Front-end source files:
start
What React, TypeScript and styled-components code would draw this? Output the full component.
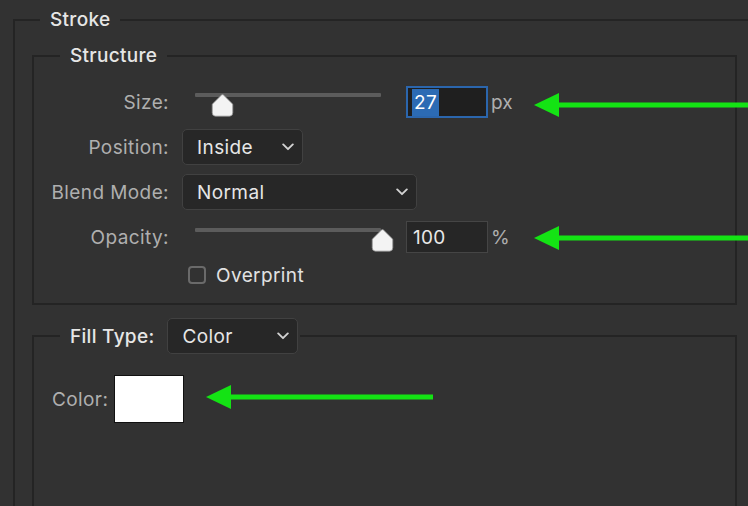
import styled, { createGlobalStyle } from 'styled-components';

const GlobalStyle = createGlobalStyle`
    html, body {
        margin: 0;
        padding: 0;
        background: #323232;
        overflow: hidden;
    }
    body {
        font-family: Inter, "Noto Sans", "Liberation Sans", sans-serif;
    }
`

const Chevron = () => (
    <svg width="12" height="8" viewBox="0 0 12 8">
        <path d="M1.2 1.4 L6 6.2 L10.8 1.4" fill="none" stroke="#d2d2d2" strokeWidth="1.9" strokeLinecap="round" strokeLinejoin="round" />
    </svg>
)

const ThumbShape = () => (
    <svg width="23" height="23" viewBox="0 0 23 23">
        <path
            d="M11.5 0.6 Q12.2 0.6 12.8 1.3 L21.8 10.2 L21.8 18.8 Q21.8 22.2 18.4 22.2 L4.6 22.2 Q1.2 22.2 1.2 18.8 L1.2 10.2 L10.2 1.3 Q10.8 0.6 11.5 0.6 Z"
            fill="#f3f3f3"
            stroke="#8c8c8c"
            strokeWidth="0.8"
        />
    </svg>
)

type ArrowProps = { length: number; shift?: number; gap: number }

const Arrow = ({ length, shift = 0, gap }: ArrowProps) => (
    <ArrowBox $shift={shift} $gap={gap}>
        <svg width={length} height="24" viewBox={`0 0 ${length} 24`}>
            <polygon points="0,12 25,0 25,24" fill="#14e314" />
            <rect x="24" y="9.5" width={length - 24} height="5" fill="#14e314" />
        </svg>
    </ArrowBox>
)

const Slider = ({ percent }: { percent: number }) => (
    <StyledSlider>
        <Track />
        <Thumb style={{ left: `calc(${percent}% - 11.5px)` }}>
            <ThumbShape />
        </Thumb>
    </StyledSlider>
)

const Select = ({ label, width }: { label: string; width: number }) => (
    <StyledSelect $width={width}>
        <span>{label}</span>
        <Chevron />
    </StyledSelect>
)

const App = () => {
    return (
        <>
            <GlobalStyle />
            <Page>
                <OuterGroup>
                    <GroupLegend $offset={8}>Stroke</GroupLegend>

                    <InnerGroup $padLeft={0} $padTop={17} $padBottom={19}>
                        <GroupLegend $offset={26}>Structure</GroupLegend>
                        <FormGrid>
                            <Label>Size:</Label>
                            <Controls>
                                <Slider percent={15} />
                                <NumberField $focused>
                                    <Selected>27</Selected>
                                </NumberField>
                                <Unit>px</Unit>
                                <Arrow length={230} gap={19} shift={3} />
                            </Controls>

                            <Label>Position:</Label>
                            <Controls>
                                <Select label="Inside" width={121} />
                            </Controls>

                            <Label>Blend Mode:</Label>
                            <Controls>
                                <Select label="Normal" width={235} />
                            </Controls>

                            <Label>Opacity:</Label>
                            <Controls>
                                <Slider percent={101} />
                                <NumberField>100</NumberField>
                                <Unit>%</Unit>
                                <Arrow length={230} gap={19} shift={1} />
                            </Controls>

                            <CheckRow>
                                <CheckBox />
                                <CheckText>Overprint</CheckText>
                            </CheckRow>
                        </FormGrid>
                    </InnerGroup>

                    <InnerGroup $padLeft={18} $padTop={21} $padBottom={200} $spaced>
                        <FillLegend>
                            <span>Fill Type:</span>
                            <Select label="Color" width={131} />
                        </FillLegend>
                        <ColorRow>
                            <Label>Color:</Label>
                            <Swatch />
                            <Arrow length={227} gap={22} shift={-2} />
                        </ColorRow>
                    </InnerGroup>
                </OuterGroup>
            </Page>
        </>
    );
};

export default App;

const Page = styled.div`
    box-sizing: border-box;
    height: 506px;
    overflow: hidden;
    padding: 9px 0 0 13px;
`
const OuterGroup = styled.fieldset`
    box-sizing: border-box;
    width: 760px;
    min-width: 0;
    margin: 0;
    padding: 14px 36px 0 17px;
    border: 2px solid #242424;
    border-right: none;
`
const InnerGroup = styled.fieldset<{ $padLeft: number; $padTop: number; $padBottom: number; $spaced?: boolean }>`
    box-sizing: border-box;
    min-width: 0;
    margin: ${(p) => (p.$spaced ? '13px 0 0' : '0')};
    padding: ${(p) => `${p.$padTop}px 0 ${p.$padBottom}px ${p.$padLeft}px`};
    border: 2px solid #242424;
`
const GroupLegend = styled.legend<{ $offset: number }>`
    margin-left: ${(p) => p.$offset}px;
    padding: 0 10px;
    font-size: 19px;
    font-weight: 500;
    line-height: 22px;
    letter-spacing: 0.3px;
    color: #e6e6e6;
`
const FillLegend = styled.legend`
    margin-left: 8px;
    padding: 0 2px 0 10px;
    display: flex;
    align-items: center;
    gap: 13px;
    font-size: 19px;
    font-weight: 500;
    letter-spacing: 0.3px;
    color: #e6e6e6;
`
const FormGrid = styled.div`
    display: grid;
    grid-template-columns: 135px 1fr;
    column-gap: 13px;
    row-gap: 9px;
`
const Label = styled.div`
    text-align: right;
    align-self: center;
    font-size: 19px;
    letter-spacing: 0.4px;
    color: #afafaf;
    white-space: nowrap;
`
const Controls = styled.div`
    display: flex;
    align-items: center;
    height: 36px;
`
const StyledSlider = styled.div`
    position: relative;
    align-self: flex-start;
    width: 186px;
    height: 24px;
    margin: 9px 0 0 13px;
`
const Track = styled.div`
    height: 4px;
    background: #5c5c5c;
    border-radius: 1px;
`
const Thumb = styled.div`
    position: absolute;
    top: 1px;
    width: 23px;
    height: 23px;
    display: flex;
`
const NumberField = styled.div<{ $focused?: boolean }>`
    box-sizing: border-box;
    display: flex;
    align-items: center;
    width: 82px;
    height: 32px;
    margin-left: 25px;
    padding-left: ${(p) => (p.$focused ? '4px' : '6px')};
    background: ${(p) => (p.$focused ? '#1f1f1f' : '#262626')};
    border: ${(p) => (p.$focused ? '2px solid #2b66ad' : '1px solid #454545')};
    font-size: 19px;
    letter-spacing: 0.3px;
    color: #e8e8e8;
`
const Selected = styled.span`
    padding: 0 2px;
    line-height: 27px;
    background: #2c6bb4;
    color: #ffffff;
`
const Unit = styled.span`
    width: 24px;
    margin-left: 3px;
    font-size: 19px;
    color: #afafaf;
`
const ArrowBox = styled.div<{ $shift: number; $gap: number }>`
    display: flex;
    margin-left: ${(p) => p.$gap}px;
    transform: translateY(${(p) => p.$shift}px);
`
const StyledSelect = styled.div<{ $width: number }>`
    box-sizing: border-box;
    display: flex;
    align-items: center;
    justify-content: space-between;
    width: ${(p) => p.$width}px;
    height: 36px;
    padding: 0 8px 0 14px;
    background: #272727;
    border: 1px solid #414141;
    border-radius: 5px;
    font-size: 19px;
    font-weight: 400;
    letter-spacing: 0.4px;
    color: #e6e6e6;
`
const CheckRow = styled.div`
    grid-column: 2;
    display: flex;
    align-items: center;
    height: 18px;
    margin: 2px 0 0 6px;
`
const CheckBox = styled.div`
    box-sizing: border-box;
    width: 18px;
    height: 18px;
    border: 2px solid #6a6a6a;
    border-radius: 4px;
`
const CheckText = styled.span`
    margin-left: 10px;
    font-size: 19px;
    letter-spacing: 0.4px;
    color: #e2e2e2;
`
const ColorRow = styled.div`
    display: flex;
    align-items: center;
`
const Swatch = styled.div`
    box-sizing: border-box;
    width: 70px;
    height: 48px;
    margin-left: 6px;
    background: #ffffff;
    border: 1px solid #111111;
`
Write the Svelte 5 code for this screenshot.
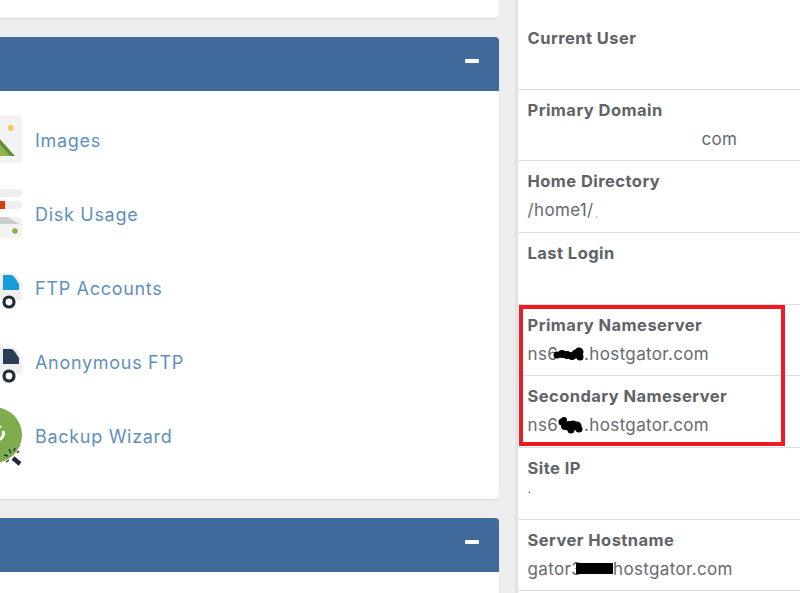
end
Reproduce the full listing faithfully, but do not carry over any pictures.

What React, TypeScript and styled-components code would draw this? Output the full component.
import styled, { createGlobalStyle } from 'styled-components';

const GlobalStyle = createGlobalStyle`
    html, body {
        margin: 0;
        padding: 0;
        background: #323232;
        overflow: hidden;
    }
    body {
        font-family: Inter, "Noto Sans", "Liberation Sans", sans-serif;
    }
`

const Chevron = () => (
    <svg width="12" height="8" viewBox="0 0 12 8">
        <path d="M1.2 1.4 L6 6.2 L10.8 1.4" fill="none" stroke="#d2d2d2" strokeWidth="1.9" strokeLinecap="round" strokeLinejoin="round" />
    </svg>
)

const ThumbShape = () => (
    <svg width="23" height="23" viewBox="0 0 23 23">
        <path
            d="M11.5 0.6 Q12.2 0.6 12.8 1.3 L21.8 10.2 L21.8 18.8 Q21.8 22.2 18.4 22.2 L4.6 22.2 Q1.2 22.2 1.2 18.8 L1.2 10.2 L10.2 1.3 Q10.8 0.6 11.5 0.6 Z"
            fill="#f3f3f3"
            stroke="#8c8c8c"
            strokeWidth="0.8"
        />
    </svg>
)

type ArrowProps = { length: number; shift?: number; gap: number }

const Arrow = ({ length, shift = 0, gap }: ArrowProps) => (
    <ArrowBox $shift={shift} $gap={gap}>
        <svg width={length} height="24" viewBox={`0 0 ${length} 24`}>
            <polygon points="0,12 25,0 25,24" fill="#14e314" />
            <rect x="24" y="9.5" width={length - 24} height="5" fill="#14e314" />
        </svg>
    </ArrowBox>
)

const Slider = ({ percent }: { percent: number }) => (
    <StyledSlider>
        <Track />
        <Thumb style={{ left: `calc(${percent}% - 11.5px)` }}>
            <ThumbShape />
        </Thumb>
    </StyledSlider>
)

const Select = ({ label, width }: { label: string; width: number }) => (
    <StyledSelect $width={width}>
        <span>{label}</span>
        <Chevron />
    </StyledSelect>
)

const App = () => {
    return (
        <>
            <GlobalStyle />
            <Page>
                <OuterGroup>
                    <GroupLegend $offset={8}>Stroke</GroupLegend>

                    <InnerGroup $padLeft={0} $padTop={17} $padBottom={19}>
                        <GroupLegend $offset={26}>Structure</GroupLegend>
                        <FormGrid>
                            <Label>Size:</Label>
                            <Controls>
                                <Slider percent={15} />
                                <NumberField $focused>
                                    <Selected>27</Selected>
                                </NumberField>
                                <Unit>px</Unit>
                                <Arrow length={230} gap={19} shift={3} />
                            </Controls>

                            <Label>Position:</Label>
                            <Controls>
                                <Select label="Inside" width={121} />
                            </Controls>

                            <Label>Blend Mode:</Label>
                            <Controls>
                                <Select label="Normal" width={235} />
                            </Controls>

                            <Label>Opacity:</Label>
                            <Controls>
                                <Slider percent={101} />
                                <NumberField>100</NumberField>
                                <Unit>%</Unit>
                                <Arrow length={230} gap={19} shift={1} />
                            </Controls>

                            <CheckRow>
                                <CheckBox />
                                <CheckText>Overprint</CheckText>
                            </CheckRow>
                        </FormGrid>
                    </InnerGroup>

                    <InnerGroup $padLeft={18} $padTop={21} $padBottom={200} $spaced>
                        <FillLegend>
                            <span>Fill Type:</span>
                            <Select label="Color" width={131} />
                        </FillLegend>
                        <ColorRow>
                            <Label>Color:</Label>
                            <Swatch />
                            <Arrow length={227} gap={22} shift={-2} />
                        </ColorRow>
                    </InnerGroup>
                </OuterGroup>
            </Page>
        </>
    );
};

export default App;

const Page = styled.div`
    box-sizing: border-box;
    height: 506px;
    overflow: hidden;
    padding: 9px 0 0 13px;
`
const OuterGroup = styled.fieldset`
    box-sizing: border-box;
    width: 760px;
    min-width: 0;
    margin: 0;
    padding: 14px 36px 0 17px;
    border: 2px solid #242424;
    border-right: none;
`
const InnerGroup = styled.fieldset<{ $padLeft: number; $padTop: number; $padBottom: number; $spaced?: boolean }>`
    box-sizing: border-box;
    min-width: 0;
    margin: ${(p) => (p.$spaced ? '13px 0 0' : '0')};
    padding: ${(p) => `${p.$padTop}px 0 ${p.$padBottom}px ${p.$padLeft}px`};
    border: 2px solid #242424;
`
const GroupLegend = styled.legend<{ $offset: number }>`
    margin-left: ${(p) => p.$offset}px;
    padding: 0 10px;
    font-size: 19px;
    font-weight: 500;
    line-height: 22px;
    letter-spacing: 0.3px;
    color: #e6e6e6;
`
const FillLegend = styled.legend`
    margin-left: 8px;
    padding: 0 2px 0 10px;
    display: flex;
    align-items: center;
    gap: 13px;
    font-size: 19px;
    font-weight: 500;
    letter-spacing: 0.3px;
    color: #e6e6e6;
`
const FormGrid = styled.div`
    display: grid;
    grid-template-columns: 135px 1fr;
    column-gap: 13px;
    row-gap: 9px;
`
const Label = styled.div`
    text-align: right;
    align-self: center;
    font-size: 19px;
    letter-spacing: 0.4px;
    color: #afafaf;
    white-space: nowrap;
`
const Controls = styled.div`
    display: flex;
    align-items: center;
    height: 36px;
`
const StyledSlider = styled.div`
    position: relative;
    align-self: flex-start;
    width: 186px;
    height: 24px;
    margin: 9px 0 0 13px;
`
const Track = styled.div`
    height: 4px;
    background: #5c5c5c;
    border-radius: 1px;
`
const Thumb = styled.div`
    position: absolute;
    top: 1px;
    width: 23px;
    height: 23px;
    display: flex;
`
const NumberField = styled.div<{ $focused?: boolean }>`
    box-sizing: border-box;
    display: flex;
    align-items: center;
    width: 82px;
    height: 32px;
    margin-left: 25px;
    padding-left: ${(p) => (p.$focused ? '4px' : '6px')};
    background: ${(p) => (p.$focused ? '#1f1f1f' : '#262626')};
    border: ${(p) => (p.$focused ? '2px solid #2b66ad' : '1px solid #454545')};
    font-size: 19px;
    letter-spacing: 0.3px;
    color: #e8e8e8;
`
const Selected = styled.span`
    padding: 0 2px;
    line-height: 27px;
    background: #2c6bb4;
    color: #ffffff;
`
const Unit = styled.span`
    width: 24px;
    margin-left: 3px;
    font-size: 19px;
    color: #afafaf;
`
const ArrowBox = styled.div<{ $shift: number; $gap: number }>`
    display: flex;
    margin-left: ${(p) => p.$gap}px;
    transform: translateY(${(p) => p.$shift}px);
`
const StyledSelect = styled.div<{ $width: number }>`
    box-sizing: border-box;
    display: flex;
    align-items: center;
    justify-content: space-between;
    width: ${(p) => p.$width}px;
    height: 36px;
    padding: 0 8px 0 14px;
    background: #272727;
    border: 1px solid #414141;
    border-radius: 5px;
    font-size: 19px;
    font-weight: 400;
    letter-spacing: 0.4px;
    color: #e6e6e6;
`
const CheckRow = styled.div`
    grid-column: 2;
    display: flex;
    align-items: center;
    height: 18px;
    margin: 2px 0 0 6px;
`
const CheckBox = styled.div`
    box-sizing: border-box;
    width: 18px;
    height: 18px;
    border: 2px solid #6a6a6a;
    border-radius: 4px;
`
const CheckText = styled.span`
    margin-left: 10px;
    font-size: 19px;
    letter-spacing: 0.4px;
    color: #e2e2e2;
`
const ColorRow = styled.div`
    display: flex;
    align-items: center;
`
const Swatch = styled.div`
    box-sizing: border-box;
    width: 70px;
    height: 48px;
    margin-left: 6px;
    background: #ffffff;
    border: 1px solid #111111;
`
Write the Svelte 5 code for this screenshot.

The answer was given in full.